A quatre heures du soir, nous retournons à bord. Nous avons pris de nombreux passagers, venus à Malte par les paquebots de la ligne d'Italie. On part : la mer est un peu houleuse. Nous entrons dans la région des grands vents ; plus d'îles et de côtes voisines pour nous abriter. Le Gange, contrarié dans sa marche, roule davantage sous l'impulsion de sa puissante hélice. Le pont devient désert. Au dîner, les convives sont moins nombreux : beaucoup se sont assis à table qui ne vont pas jusqu'au dessert, et la plupart de ceux qui se couchent ce soir ne se relèveront qu'à Alexandrie.

Le second jour, nous longeons à une assez petite distance la côte d'Afrique : c'est le désert dans ce qu'il y a de plus aride et de plus affreux. Nulle trace de végétation, nul vestige d'habitations humaines, sauf une petite crique, où l'on distingue quelque chose qui paraît être un village, nid de pêcheurs ou de pirates.
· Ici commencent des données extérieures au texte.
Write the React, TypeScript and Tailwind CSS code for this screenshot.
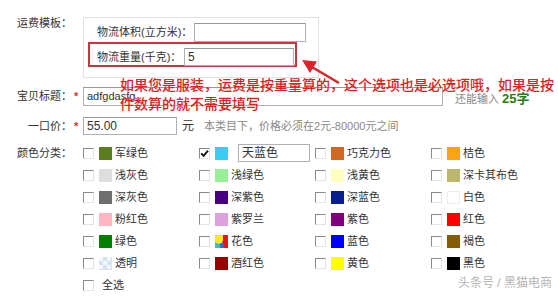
import React from "react";

const FONT = "[font-family:'Liberation_Sans','Noto_Sans_CJK_SC',sans-serif]";

function Checkbox({ checked = false }: { checked?: boolean }) {
  return (
    <span className="relative flex h-[11px] w-[11px] shrink-0 items-center justify-center border border-t-[#8a8a8a] border-l-[#8a8a8a] border-r-[#e4e4e4] border-b-[#e4e4e4] bg-white">
      {checked && (
        <svg width="9" height="9" viewBox="0 0 9 9" className="block">
          <path d="M1.2 4.4 L3.6 6.9 L8 1.6" fill="none" stroke="#111" strokeWidth="1.9" />
        </svg>
      )}
    </span>
  );
}

function FlowerSwatch() {
  return (
    <svg width="13" height="13" viewBox="0 0 13 13" className="block shrink-0">
      <rect x="0" y="0" width="13" height="13" fill="#fff" />
      <rect x="7" y="0" width="6" height="13" fill="#e8141c" />
      <polygon points="0,0 8,0 8,6 4,9 0,7" fill="#ffe81a" />
      <polygon points="0,7 4,9 5,13 0,13" fill="#3cc3a8" />
      <polygon points="4,9 8,7 9,13 5,13" fill="#2c6fd6" />
    </svg>
  );
}

function ClearSwatch() {
  return (
    <svg width="13" height="13" viewBox="0 0 13 13" className="block shrink-0">
      <rect x="0" y="0" width="13" height="13" fill="#d3e3f4" />
      <rect x="0" y="0" width="4" height="4" fill="#f4f8fd" />
      <rect x="8" y="0" width="4" height="4" fill="#f4f8fd" />
      <rect x="4" y="4" width="4" height="4" fill="#f4f8fd" />
      <rect x="0" y="8" width="4" height="4" fill="#f4f8fd" />
      <rect x="8" y="8" width="4" height="4" fill="#f4f8fd" />
    </svg>
  );
}

type Item = { name: string; color?: string; kind?: "flower" | "clear"; checked?: boolean; edit?: boolean; border?: boolean };

const items: Item[] = [
  { name: "军绿色", color: "#5a7d1e" },
  { name: "天蓝色", color: "#38cdf3", checked: true, edit: true },
  { name: "巧克力色", color: "#d2691e" },
  { name: "桔色", color: "#fca40f" },
  { name: "浅灰色", color: "#dedede" },
  { name: "浅绿色", color: "#96f196" },
  { name: "浅黄色", color: "#ffffbe" },
  { name: "深卡其布色", color: "#bdb76b" },
  { name: "深灰色", color: "#6e6e6e" },
  { name: "深紫色", color: "#4b0082" },
  { name: "深蓝色", color: "#0a1f8f" },
  { name: "白色", color: "#ffffff", border: true },
  { name: "粉红色", color: "#ffb6c1" },
  { name: "紫罗兰", color: "#dda0dd" },
  { name: "紫色", color: "#800080" },
  { name: "红色", color: "#ff0000" },
  { name: "绿色", color: "#008000" },
  { name: "花色", kind: "flower" },
  { name: "蓝色", color: "#0000ff" },
  { name: "褐色", color: "#855c00" },
  { name: "透明", kind: "clear" },
  { name: "酒红色", color: "#990000" },
  { name: "黄色", color: "#ffff00" },
  { name: "黑色", color: "#000000" },
];

function ColorItem({ item }: { item: Item }) {
  return (
    <div className="flex h-[22px] w-[116px] items-center">
      <Checkbox checked={item.checked} />
      <span className="ml-[5px] flex">
        {item.kind === "flower" ? (
          <FlowerSwatch />
        ) : item.kind === "clear" ? (
          <ClearSwatch />
        ) : (
          <span
            className={`block h-[13px] w-[13px] shrink-0 ${item.border ? "border border-[#eeeeee]" : ""}`}
            style={{ backgroundColor: item.color }}
          />
        )}
      </span>
      {item.edit ? (
        <span className="ml-[10px] flex h-[18px] w-[72px] items-center border border-[#b0b0b0] pl-[3px] text-[12px] text-[#333]">
          {item.name}
        </span>
      ) : (
        <span className="ml-[3px] whitespace-nowrap text-[11px] text-[#333]">{item.name}</span>
      )}
    </div>
  );
}

function Label({ text, required = false, className = "" }: { text: string; required?: boolean; className?: string }) {
  return (
    <div className={`flex w-[83px] shrink-0 ${className}`}>
      <span className="w-[72px] whitespace-nowrap text-right text-[11px] text-[#333]">{text}</span>
      {required && <span className="ml-[2px] text-[11px] font-bold text-[#e0302a]">*</span>}
    </div>
  );
}

export default function App() {
  return (
    <div className={`relative h-[299px] w-[558px] overflow-hidden bg-white ${FONT}`}>
      <div className="flex flex-col pt-[17px]">
        {/* 运费模板 */}
        <div className="flex items-start">
          <Label text="运费模板：" className="leading-[12px]" />
          <div className="flex h-[61px] w-[236px] flex-col border border-[#e2e2e2] pt-[5px]">
            <div className="flex h-[19px] items-center pl-[13px]">
              <span className="w-[97px] whitespace-nowrap text-[11px] text-[#333]">物流体积(立方米)：</span>
              <span className="h-[19px] w-[112px] border border-[#b0b0b0] border-t-[#999]" />
            </div>
            <div className="ml-[4px] flex h-[25px] w-[209px] items-start border-2 border-[#c9353a] pl-[7px] pt-[4px]">
              <span className="w-[87px] whitespace-nowrap text-[11px] leading-[18px] text-[#333]">物流重量(千克)：</span>
              <span className="flex h-[18px] w-[110px] items-center border border-[#b0b0b0] border-t-[#999] pl-[3px] text-[12px] text-[#333]">
                5
              </span>
            </div>
          </div>
        </div>

        {/* 宝贝标题 */}
        <div className="mt-[9px] flex h-[19px] items-center">
          <Label text="宝贝标题：" required />
          <span className="flex h-[19px] w-[360px] items-center border border-[#b0b0b0] border-t-[#999] pl-[3px] text-[11px] text-[#333]">
            adfgdasfg
          </span>
          <span className="ml-[12px] mt-[5px] whitespace-nowrap text-[11px] text-[#888]">还能输入</span>
          <span className="ml-[3px] mt-[5px] whitespace-nowrap text-[13px] font-bold text-[#2b7a1c]">25字</span>
        </div>

        {/* 一口价 */}
        <div className="mt-[11px] flex h-[18px] items-center">
          <Label text="一口价：" required />
          <span className="flex h-[18px] w-[94px] items-center border border-[#b0b0b0] border-t-[#999] pl-[3px] text-[12px] text-[#333]">
            55.00
          </span>
          <span className="ml-[5px] text-[12px] text-[#333]">元</span>
          <span className="ml-[10px] whitespace-nowrap text-[11px] text-[#888]">本类目下，价格必须在2元-80000元之间</span>
        </div>

        {/* 颜色分类 */}
        <div className="mt-[7px] flex items-start">
          <Label text="颜色分类：" className="leading-[22px]" />
          <div className="flex flex-col">
            <div className="grid grid-cols-[116px_116px_116px_116px]">
              {items.map((it) => (
                <ColorItem key={it.name} item={it} />
              ))}
            </div>
            <div className="flex h-[22px] items-center">
              <Checkbox />
              <span className="ml-[8px] text-[11px] text-[#333]">全选</span>
            </div>
          </div>
        </div>
      </div>

      {/* annotation overlay */}
      <div className="absolute left-[120px] top-[76px] whitespace-nowrap text-[14px] font-medium leading-[19px] text-[#e0201c]">
        <div>如果您是服装，运费是按重量算的，这个选项也是必选项哦，如果是按</div>
        <div>件数算的就不需要填写</div>
      </div>
      <svg className="absolute left-0 top-0" width="558" height="299" viewBox="0 0 558 299" pointerEvents="none">
        <line x1="339" y1="83" x2="311" y2="66.5" stroke="#d8252a" strokeWidth="2.6" />
        <polygon points="302,60 317,61.5 310,73" fill="#d8252a" />
      </svg>

      {/* watermark */}
      <div className="absolute bottom-[9px] right-[6px] whitespace-nowrap text-[12px] leading-[14px] text-[#b4b4b4]">
        头条号 / 黑猫电商
      </div>
    </div>
  );
}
Le samedi soir, on signale le feu d'Alexandrie. Nous sommes devant le port vers le milieu de la nuit ; mais nous n'entrerons que demain. Les passes sont, dit-on, étroites et dangereuses : il faut attendre le pilote, qui ne viendra qu'au jour. Nous restons au large, rudement bercés par la lame, qui ne s'est pas amollie depuis Malte.